By TRACEY EATON / The Dallas Morning News

WASHINGTON – Taliban authorities in Afghanistan have taken in an estimated $50 million a year in proceeds from the drug trade, U.S. lawmakers said Wednesday, and at least some of that money is thought to help finance terrorists.

The lawmakers offered scant evidence Wednesday to support their statements, however.

Taliban leaders portray themselves as anti-drug and last year carried out a widely reported crackdown on opium poppy growers in Afghanistan. Opium is the base ingredient for heroin.

U.S. Rep. Elijah Cummings, D-Md., said at a congressional hearing that Saudi fugitive Osama bin Laden, the chief suspect in the Sept. 11 terrorist attacks in Washington and New York, wants to kill Americans not only with bombs, but also with drugs.

Mr. bin Laden sees the drug trade as "a weapon of mass destruction" aimed at weakening Western societies, Mr. Cummings said. And with illicit drugs continuing to stream into cities and towns across America, "the biochemical attack has long since begun," he said.

However, finding hard evidence linking Afghan drug traffickers to terrorists is difficult, said Asa Hutchinson, head of the Drug Enforcement Administration.

But it is clear, he said, that Taliban authorities have "enormous control" over Afghan drug traffickers.

In 1999, Afghanistan produced most of the world's opium. In February of last year, the Taliban ordered growers to stop planting. Many of them did, and the cultivation of poppies plunged dramatically, according to the United Nations. The findings were later confirmed by U.S. drug experts.

Many U.S. officials – Mr. Hutchinson included – said they believe that the Taliban must have close ties to traffickers or they wouldn't have been able to turn off production so successfully.

In any case, Mr. Hutchinson said, the Taliban does tax opium growers and even gives them receipts after collecting the tax.

U.S. Rep. Mark Souder, R-Ind., urged U.S. authorities to pay more attention to the threat of Taliban traffickers.

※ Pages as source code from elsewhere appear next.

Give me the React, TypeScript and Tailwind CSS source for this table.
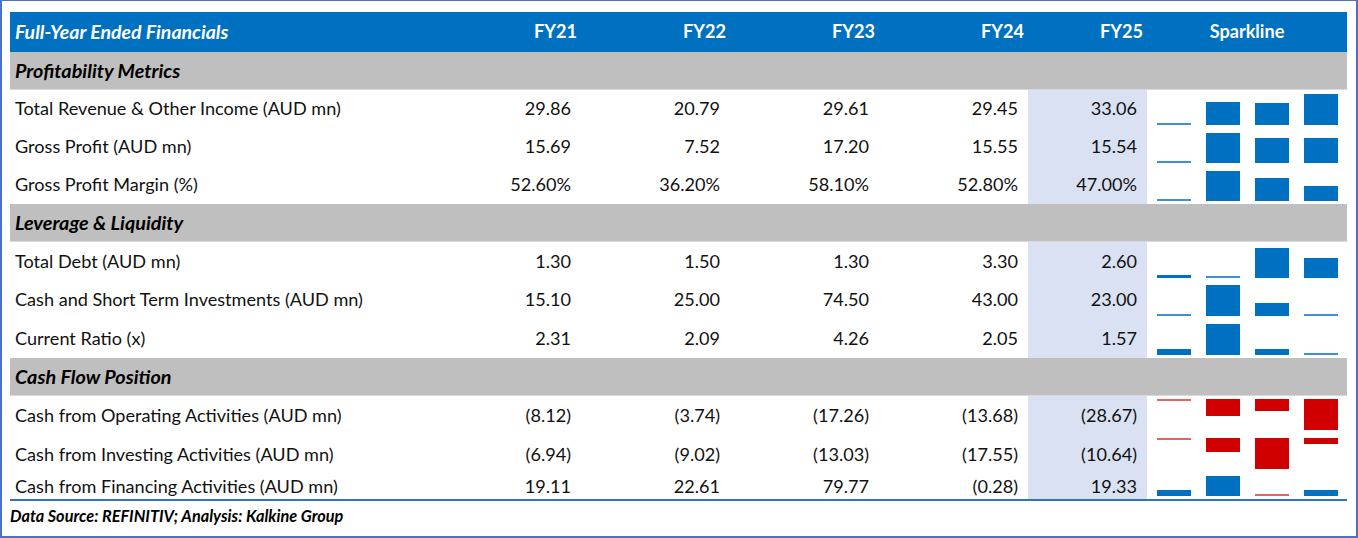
import React from 'react';

type Bar = { h: number; neg?: boolean; thin?: boolean };

interface Row {
  label: string;
  values: string[];
  height: number;
  mode: 'up' | 'down';
  bars: Bar[];
}

interface Section {
  title: string;
  rows: Row[];
}

const years = ['FY21', 'FY22', 'FY23', 'FY24', 'FY25'];

const sections: Section[] = [
  {
    title: 'Profitability Metrics',
    rows: [
      {
        label: 'Total Revenue & Other Income (AUD mn)',
        values: ['29.86', '20.79', '29.61', '29.45', '33.06'],
        height: 38,
        mode: 'up',
        bars: [{ h: 2, thin: true }, { h: 23 }, { h: 22 }, { h: 31 }],
      },
      {
        label: 'Gross Profit (AUD mn)',
        values: ['15.69', '7.52', '17.20', '15.55', '15.54'],
        height: 38,
        mode: 'up',
        bars: [{ h: 2, thin: true }, { h: 30 }, { h: 25 }, { h: 25 }],
      },
      {
        label: 'Gross Profit Margin (%)',
        values: ['52.60%', '36.20%', '58.10%', '52.80%', '47.00%'],
        height: 38,
        mode: 'up',
        bars: [{ h: 2, thin: true }, { h: 30 }, { h: 23 }, { h: 15 }],
      },
    ],
  },
  {
    title: 'Leverage & Liquidity',
    rows: [
      {
        label: 'Total Debt (AUD mn)',
        values: ['1.30', '1.50', '1.30', '3.30', '2.60'],
        height: 39,
        mode: 'up',
        bars: [{ h: 3 }, { h: 2, thin: true }, { h: 30 }, { h: 20 }],
      },
      {
        label: 'Cash and Short Term Investments (AUD mn)',
        values: ['15.10', '25.00', '74.50', '43.00', '23.00'],
        height: 38,
        mode: 'up',
        bars: [{ h: 2, thin: true }, { h: 31 }, { h: 13 }, { h: 2, thin: true }],
      },
      {
        label: 'Current Ratio (x)',
        values: ['2.31', '2.09', '4.26', '2.05', '1.57'],
        height: 39,
        mode: 'up',
        bars: [{ h: 6 }, { h: 31 }, { h: 6 }, { h: 2, thin: true }],
      },
    ],
  },
  {
    title: 'Cash Flow Position',
    rows: [
      {
        label: 'Cash from Operating Activities (AUD mn)',
        values: ['(8.12)', '(3.74)', '(17.26)', '(13.68)', '(28.67)'],
        height: 39,
        mode: 'down',
        bars: [
          { h: 2, neg: true, thin: true },
          { h: 17, neg: true },
          { h: 12, neg: true },
          { h: 31, neg: true },
        ],
      },
      {
        label: 'Cash from Investing Activities (AUD mn)',
        values: ['(6.94)', '(9.02)', '(13.03)', '(17.55)', '(10.64)'],
        height: 39,
        mode: 'down',
        bars: [
          { h: 2, neg: true, thin: true },
          { h: 14, neg: true },
          { h: 31, neg: true },
          { h: 6, neg: true },
        ],
      },
      {
        label: 'Cash from Financing Activities (AUD mn)',
        values: ['19.11', '22.61', '79.77', '(0.28)', '19.33'],
        height: 25,
        mode: 'up',
        bars: [{ h: 6 }, { h: 20 }, { h: 2, neg: true, thin: true }, { h: 6 }],
      },
    ],
  },
];

const barColor = (b: Bar) => {
  if (b.neg) return b.thin ? 'bg-[#e26464]' : 'bg-[#d00000]';
  return b.thin ? 'bg-[#3f8fd8]' : 'bg-[#0070c0]';
};

const Sparkline: React.FC<{ row: Row }> = ({ row }) => (
  <div
    className={`w-[200px] h-full flex gap-[15px] pl-[10px] bg-white ${
      row.mode === 'down' ? 'items-start pt-[3px]' : 'items-end pb-[3px]'
    }`}
  >
    {row.bars.map((b, i) => (
      <div key={i} className={`w-[34px] ${barColor(b)}`} style={{ height: b.h }} />
    ))}
  </div>
);

const SectionHeader: React.FC<{ title: string }> = ({ title }) => (
  <div className="h-[38px] w-full bg-[#bfbfbf] border-b border-[#d9d9d9] flex items-center pl-[5px]">
    <span className="font-bold italic text-black text-[19.8px]">{title}</span>
  </div>
);

const DataRow: React.FC<{ row: Row }> = ({ row }) => (
  <div className="flex w-full text-[#111]" style={{ height: row.height }}>
    <div className="w-[422px] flex items-center pl-[5px] whitespace-nowrap">{row.label}</div>
    {row.values.slice(0, 4).map((v, i) => (
      <div key={i} className="w-[149px] flex items-center justify-end pr-[10px]">
        {v}
      </div>
    ))}
    <div className="w-[119px] flex items-center justify-end pr-[10px] bg-[#d9e1f2]">{row.values[4]}</div>
    <Sparkline row={row} />
  </div>
);

export default function App() {
  return (
    <div
      className="w-[1358px] h-[538px] bg-white border-2 border-t border-[#4a72c8] pl-[8px] pt-[11px] pr-[8px] text-[18.1px]"
      style={{ fontFamily: 'Lato, "Liberation Sans", sans-serif' }}
    >
      <div className="w-[1337px]">
        <div className="h-[40px] flex bg-[#0070c0] text-white font-bold">
          <div className="w-[422px] flex items-center pl-[5px] italic text-[19.5px]">Full-Year Ended Financials</div>
          {years.map((y, i) => (
            <div
              key={y}
              className={`${i === 4 ? 'w-[119px]' : 'w-[149px]'} flex items-center justify-end pr-[4px]`}
            >
              {y}
            </div>
          ))}
          <div className="w-[200px] flex items-center justify-center">Sparkline</div>
        </div>

        {sections.map((s) => (
          <div key={s.title}>
            <SectionHeader title={s.title} />
            {s.rows.map((r) => (
              <DataRow key={r.label} row={r} />
            ))}
          </div>
        ))}

        <div className="h-[2px] bg-[#2e75b6]" />
        <div className="h-[30px] flex items-center text-[16.3px] font-bold italic text-black">
          Data Source: REFINITIV; Analysis: Kalkine Group
        </div>
      </div>
    </div>
  );
}
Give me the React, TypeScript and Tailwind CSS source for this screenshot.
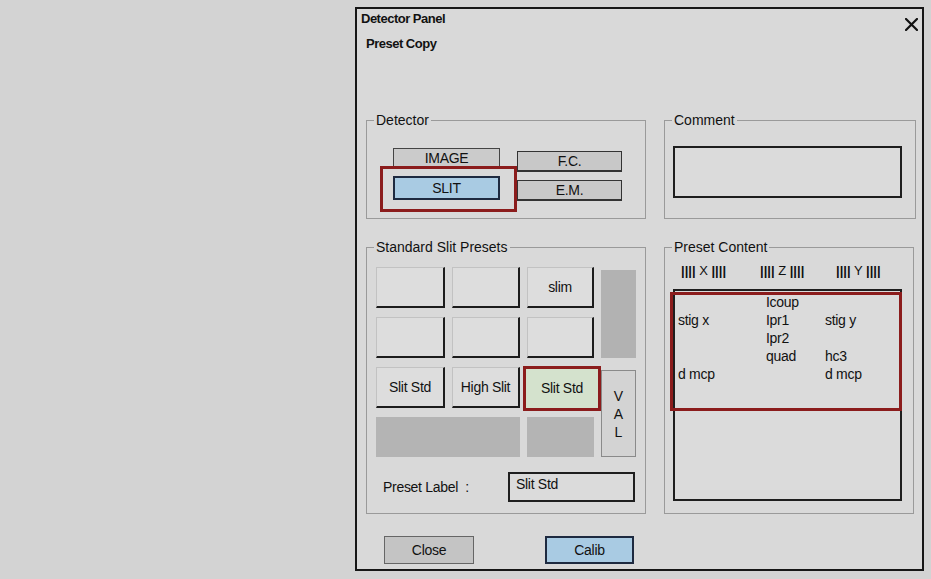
import React from "react";

// Raised preset tile used in the slit preset grid
function PresetButton({ label }: { label?: string }) {
  return (
    <button className="flex items-center justify-center bg-[#dddddd] border-t border-l border-[#c2c2c2] border-r-2 border-b-2 border-r-[#1c1c1c] border-b-[#1c1c1c] text-[14px] text-[#111] tracking-[-0.3px]">
      {label}
    </button>
  );
}

function CloseIcon() {
  return (
    <svg width="13" height="13" viewBox="0 0 13 13" className="mt-[6px]">
      <path d="M1 1 L12 12 M12 1 L1 12" stroke="#111" strokeWidth="2.2" strokeLinecap="square" />
    </svg>
  );
}

const COL_X = ["", "stig x", "", "", "d mcp"];
const COL_Z = ["Icoup", "Ipr1", "Ipr2", "quad", ""];
const COL_Y = ["", "stig y", "", "hc3", "d mcp"];

function ContentColumn({ rows }: { rows: string[] }) {
  return (
    <div className="flex flex-col">
      {rows.map((r, i) => (
        <span key={i} className="h-[18px] leading-[18px] whitespace-nowrap">
          {r || "\u00a0"}
        </span>
      ))}
    </div>
  );
}

export default function App() {
  return (
    <div className="w-[931px] h-[579px] overflow-hidden bg-[#d3d3d3] pt-[7px] pl-[355px] font-['Liberation_Sans',Arial,sans-serif] text-[#111]">
      <div className="w-[569px] h-[564px] border-2 border-[#161616] bg-[#d9d9d9] flex flex-col">
        {/* Title bar */}
        <div className="flex items-start justify-between pl-[4px] pr-[4px] pt-[3px]">
          <span className="text-[13px] leading-[14px] font-bold tracking-[-0.5px]">Detector Panel</span>
          <CloseIcon />
        </div>
        <div className="ml-[9px] mt-[6px] text-[13px] leading-[14px] font-bold tracking-[-0.5px]">Preset Copy</div>

        {/* Top row: detector + comment */}
        <div className="flex gap-[18px] pl-[9px] mt-[61px]">
          <fieldset className="w-[280px] h-[107px] border border-[#9a9a9a]">
            <legend className="ml-[7px] px-[2px] text-[14px] leading-[16px]">Detector</legend>
            <div className="flex pl-[13px] pt-[20px]">
              <div className="flex flex-col w-[137px]">
                <button className="ml-[13px] w-[107px] h-[19px] bg-[#cbcbcb] border border-[#444] text-[14px] leading-[16px] tracking-[-0.3px]">
                  IMAGE
                </button>
                <div className="-mt-[1px] w-[137px] h-[46px] border-[3px] border-[#8b1c1c] pt-[7px] pl-[10px]">
                  <button className="w-[107px] h-[24px] bg-[#a9cbe3] border-2 border-[#1e2a40] text-[14px] leading-[16px] tracking-[-0.3px]">
                    SLIT
                  </button>
                </div>
              </div>
              <div className="flex flex-col gap-[8px] pt-[3px]">
                <button className="w-[105px] h-[21px] bg-[#c8c8c8] border border-b-2 border-[#333] text-[14px] leading-[16px] tracking-[-0.3px]">
                  F.C.
                </button>
                <button className="w-[105px] h-[21px] bg-[#c8c8c8] border border-b-2 border-[#333] text-[14px] leading-[16px] tracking-[-0.3px]">
                  E.M.
                </button>
              </div>
            </div>
          </fieldset>

          <fieldset className="w-[252px] h-[107px] border border-[#9a9a9a]">
            <legend className="ml-[7px] px-[2px] text-[14px] leading-[16px]">Comment</legend>
            <div className="ml-[8px] mt-[18px] w-[229px] h-[52px] border-2 border-[#1e1e1e] bg-[#dbdbdb]" />
          </fieldset>
        </div>

        {/* Bottom row: presets + preset content */}
        <div className="flex gap-[18px] pl-[9px] mt-[20px]">
          <fieldset className="w-[280px] h-[275px] border border-[#9a9a9a]">
            <legend className="ml-[7px] px-[2px] text-[14px] leading-[16px]">Standard Slit Presets</legend>
            <div className="ml-[9px] mt-[12px] grid grid-cols-[69px_68px_67px_35px] grid-rows-[41px_41px_41px_40px] gap-x-[7px] gap-y-[9px]">
              <PresetButton />
              <PresetButton />
              <PresetButton label="slim" />
              <div className="row-span-2 bg-[#b2b2b2] mt-[3px]" />
              <PresetButton />
              <PresetButton />
              <PresetButton />
              <PresetButton label="Slit Std" />
              <PresetButton label="High Slit" />
              <button className="-ml-[4px] -mr-[7px] -mt-[1px] -mb-[3px] bg-[#d4e2cd] border-[3px] border-[#8b1c1c] text-[14px] tracking-[-0.3px]">
                Slit Std
              </button>
              <div className="row-span-2 mt-[3px] flex flex-col items-center justify-center bg-[#d3d3d3] border border-[#8a8a8a] text-[14px] leading-[18px]">
                <span>V</span>
                <span>A</span>
                <span>L</span>
              </div>
              <div className="col-span-2 bg-[#b4b4b4]" />
              <div className="bg-[#b4b4b4]" />
            </div>
            <div className="flex items-center mt-[15px] pl-[16px]">
              <span className="w-[125px] text-[14px] tracking-[-0.3px]">Preset Label&nbsp;&nbsp;:</span>
              <div className="w-[127px] h-[30px] border-2 border-[#1e1e1e] bg-[#dbdbdb] text-[14px] leading-[16px] pl-[6px] pt-[2px] tracking-[-0.3px]">
                Slit Std
              </div>
            </div>
          </fieldset>

          <fieldset className="w-[250px] h-[275px] border border-[#9a9a9a]">
            <legend className="ml-[7px] px-[2px] text-[14px] leading-[16px]">Preset Content</legend>
            <div className="mt-[8px] pl-[16px] grid grid-cols-[79px_76px_1fr] text-[13px] leading-[16px] whitespace-nowrap">
              <span><b>||||</b> X <b>||||</b></span>
              <span><b>||||</b> Z <b>||||</b></span>
              <span><b>||||</b> Y <b>||||</b></span>
            </div>
            <div className="ml-[8px] mt-[10px] w-[229px] h-[212px] border-2 border-[#1e1e1e] bg-[#dbdbdb]">
              <div className="-ml-[5px] mt-[1px] w-[232px] h-[119px] border-[3px] border-[#8b1c1c] pl-[5px]">
                <div className="-mt-[2px] grid grid-cols-[88px_59px_1fr] text-[14px] tracking-[-0.3px]">
                  <ContentColumn rows={COL_X} />
                  <ContentColumn rows={COL_Z} />
                  <ContentColumn rows={COL_Y} />
                </div>
              </div>
            </div>
          </fieldset>
        </div>

        {/* Action buttons */}
        <div className="flex pl-[27px] mt-[22px]">
          <button className="w-[90px] h-[28px] bg-[#c4c4c4] border border-[#666] text-[14px] tracking-[-0.3px]">Close</button>
          <button className="ml-[71px] w-[89px] h-[28px] bg-[#a9cbe3] border-2 border-[#1e2a40] text-[14px] tracking-[-0.3px]">Calib</button>
        </div>
      </div>
    </div>
  );
}
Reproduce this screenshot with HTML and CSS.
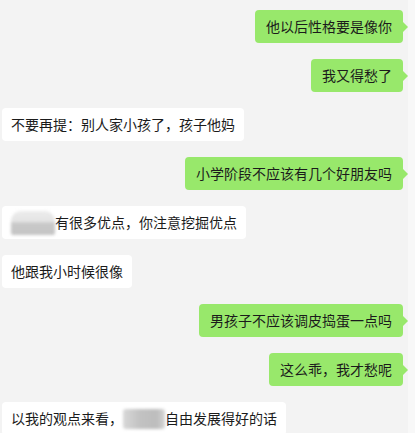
FILE: index.html
```html
<!DOCTYPE html>
<html lang="zh">
<head>
<meta charset="utf-8">
<link rel="stylesheet" href="styles.css">
</head>
<body>
<div class="page">
  <div class="chat">
    <div class="row me"><div class="bubble green">他以后性格要是像你</div></div>
    <div class="row me"><div class="bubble green">我又得愁了</div></div>
    <div class="row other"><div class="bubble white">不要再提：别人家小孩了，孩子他妈</div></div>
    <div class="row me"><div class="bubble green">小学阶段不应该有几个好朋友吗</div></div>
    <div class="row other"><div class="bubble white"><span class="blur blur-a"></span>有很多优点，你注意挖掘优点</div></div>
    <div class="row other"><div class="bubble white">他跟我小时候很像</div></div>
    <div class="row me"><div class="bubble green">男孩子不应该调皮捣蛋一点吗</div></div>
    <div class="row me"><div class="bubble green">这么乖，我才愁呢</div></div>
    <div class="row other"><div class="bubble white">以我的观点来看，<span class="blur blur-b"></span>自由发展得好的话</div></div>
  </div>
  <div class="strip"></div>
</div>
</body>
</html>
```

FILE: styles.css
```css
html, body {
  margin: 0;
  padding: 0;
  background: #f3f3f3;
}
body {
  width: 415px;
  height: 433px;
  overflow: hidden;
  font-family: "Noto Sans CJK SC", "Noto Sans", sans-serif;
  font-size: 14px;
  color: #1b1b1b;
}
.page {
  display: flex;
  height: 433px;
}
.chat {
  width: 408px;
  display: flex;
  flex-direction: column;
  gap: 16px;
  padding-top: 10px;
}
.strip {
  width: 7px;
  background: #f8f8f8;
}
.row {
  display: flex;
}
.row.me {
  justify-content: flex-end;
  padding-right: 5px;
}
.row.other {
  justify-content: flex-start;
  padding-left: 2px;
}
.bubble {
  position: relative;
  height: 33px;
  line-height: 33px;
  border-radius: 4px;
  white-space: nowrap;
  display: flex;
  align-items: center;
}
.green {
  background: #98e86b;
  padding: 0 11px;
}
.green::after {
  content: "";
  position: absolute;
  right: -5px;
  top: 12px;
  border-top: 5px solid transparent;
  border-bottom: 5px solid transparent;
  border-left: 5px solid #98e86b;
}
.white {
  background: #ffffff;
  padding: 0 9px;
}
.blur {
  display: inline-block;
  height: 24px;
  filter: blur(1.5px);
}
.blur-a {
  width: 44px;
  border-radius: 10px 10px 2px 2px;
  background: linear-gradient(#ececec 0%, #e4e4e4 45%, #c9c9c9 50%, #c4c4c4 100%);
}
.blur-b {
  width: 42px;
  height: 20px;
  background: linear-gradient(90deg, #d8d8d8, #c2c2c2 40%, #bdbdbd 80%, #d5d5d5);
  border-radius: 3px;
}
```
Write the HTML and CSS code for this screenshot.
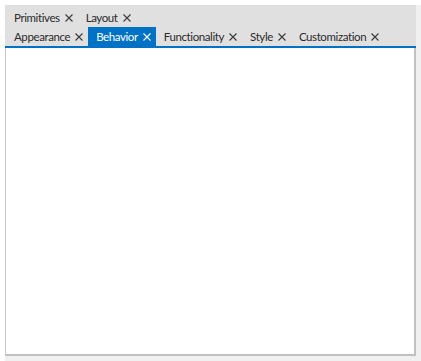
FILE: index.html
```html
<!DOCTYPE html>
<html lang="en">
<head>
    <meta charset="UTF-8">
    <title>Tabs</title>
    <link rel="stylesheet" href="styles.css">
</head>
<body>
    <div class="frame">
        <div class="tab-control">
            <div class="tab-header">
                <div class="tab-row">
                    <div class="tab">Primitives <svg class="close" viewBox="0 0 8 8"><path d="M0.5 0.5L7.5 7.5M7.5 0.5L0.5 7.5"/></svg></div>
                    <div class="tab">Layout <svg class="close" viewBox="0 0 8 8"><path d="M0.5 0.5L7.5 7.5M7.5 0.5L0.5 7.5"/></svg></div>
                </div>
                <div class="tab-row">
                    <div class="tab">Appearance <svg class="close" viewBox="0 0 8 8"><path d="M0.5 0.5L7.5 7.5M7.5 0.5L0.5 7.5"/></svg></div>
                    <div class="tab active">Behavior <svg class="close" viewBox="0 0 8 8"><path d="M0.5 0.5L7.5 7.5M7.5 0.5L0.5 7.5"/></svg></div>
                    <div class="tab">Functionality <svg class="close" viewBox="0 0 8 8"><path d="M0.5 0.5L7.5 7.5M7.5 0.5L0.5 7.5"/></svg></div>
                    <div class="tab">Style <svg class="close" viewBox="0 0 8 8"><path d="M0.5 0.5L7.5 7.5M7.5 0.5L0.5 7.5"/></svg></div>
                    <div class="tab">Customization <svg class="close" viewBox="0 0 8 8"><path d="M0.5 0.5L7.5 7.5M7.5 0.5L0.5 7.5"/></svg></div>
                </div>
            </div>
            <div class="tab-content"></div>
        </div>
    </div>
</body>
</html>
```

FILE: styles.css
```css
* {
    box-sizing: border-box;
    margin: 0;
    padding: 0;
}

body {
    font-family: Lato, 'Noto Sans', sans-serif;
    background: #ffffff;
    overflow: hidden;
}

.frame {
    margin: 5px 0 0 5px;
    padding: 0 5px 5px 0;
    background: #f0f0f0;
    width: 421px;
}

.tab-control {
    width: 411px;
    height: 351px;
    display: flex;
    flex-direction: column;
}

.tab-header {
    background: #e0e0e0;
    padding: 3px 0 0 1px;
    border-bottom: 2px solid #0072c6;
}

.tab-row {
    display: flex;
    height: 19px;
}

.tab {
    display: flex;
    align-items: center;
    gap: 5px;
    padding: 0 5px 0 8px;
    font-size: 11.5px;
    letter-spacing: -0.4px;
    color: #2b2b2b;
    white-space: nowrap;
}

.tab.active {
    background: #0072c6;
    color: #ffffff;
}

.close {
    width: 8px;
    height: 8px;
    stroke: #3a3a3a;
    stroke-width: 1.1;
    fill: none;
}

.tab.active .close {
    stroke: #ffffff;
}

.tab-content {
    flex: 1;
    background: #ffffff;
    border-left: 1px solid #c6c6c6;
    border-right: 2px solid #c0c0c0;
    border-bottom: 2px solid #c0c0c0;
}
```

"We must now confront the new reality that's the Afghan drug trade," he said. "Largely without crossing our borders, it has harmed our country just as much as the drugs from half a world away that's reached American streets. We must quickly determine how best to address serious drug policy issues to which we previously have devoted little national attention."

In recent weeks, Afghan traffickers have evidently been stockpiling their drug supplies, said Bill Bach, an official with the State Department's Bureau of International Narcotics and Law Enforcement Affairs.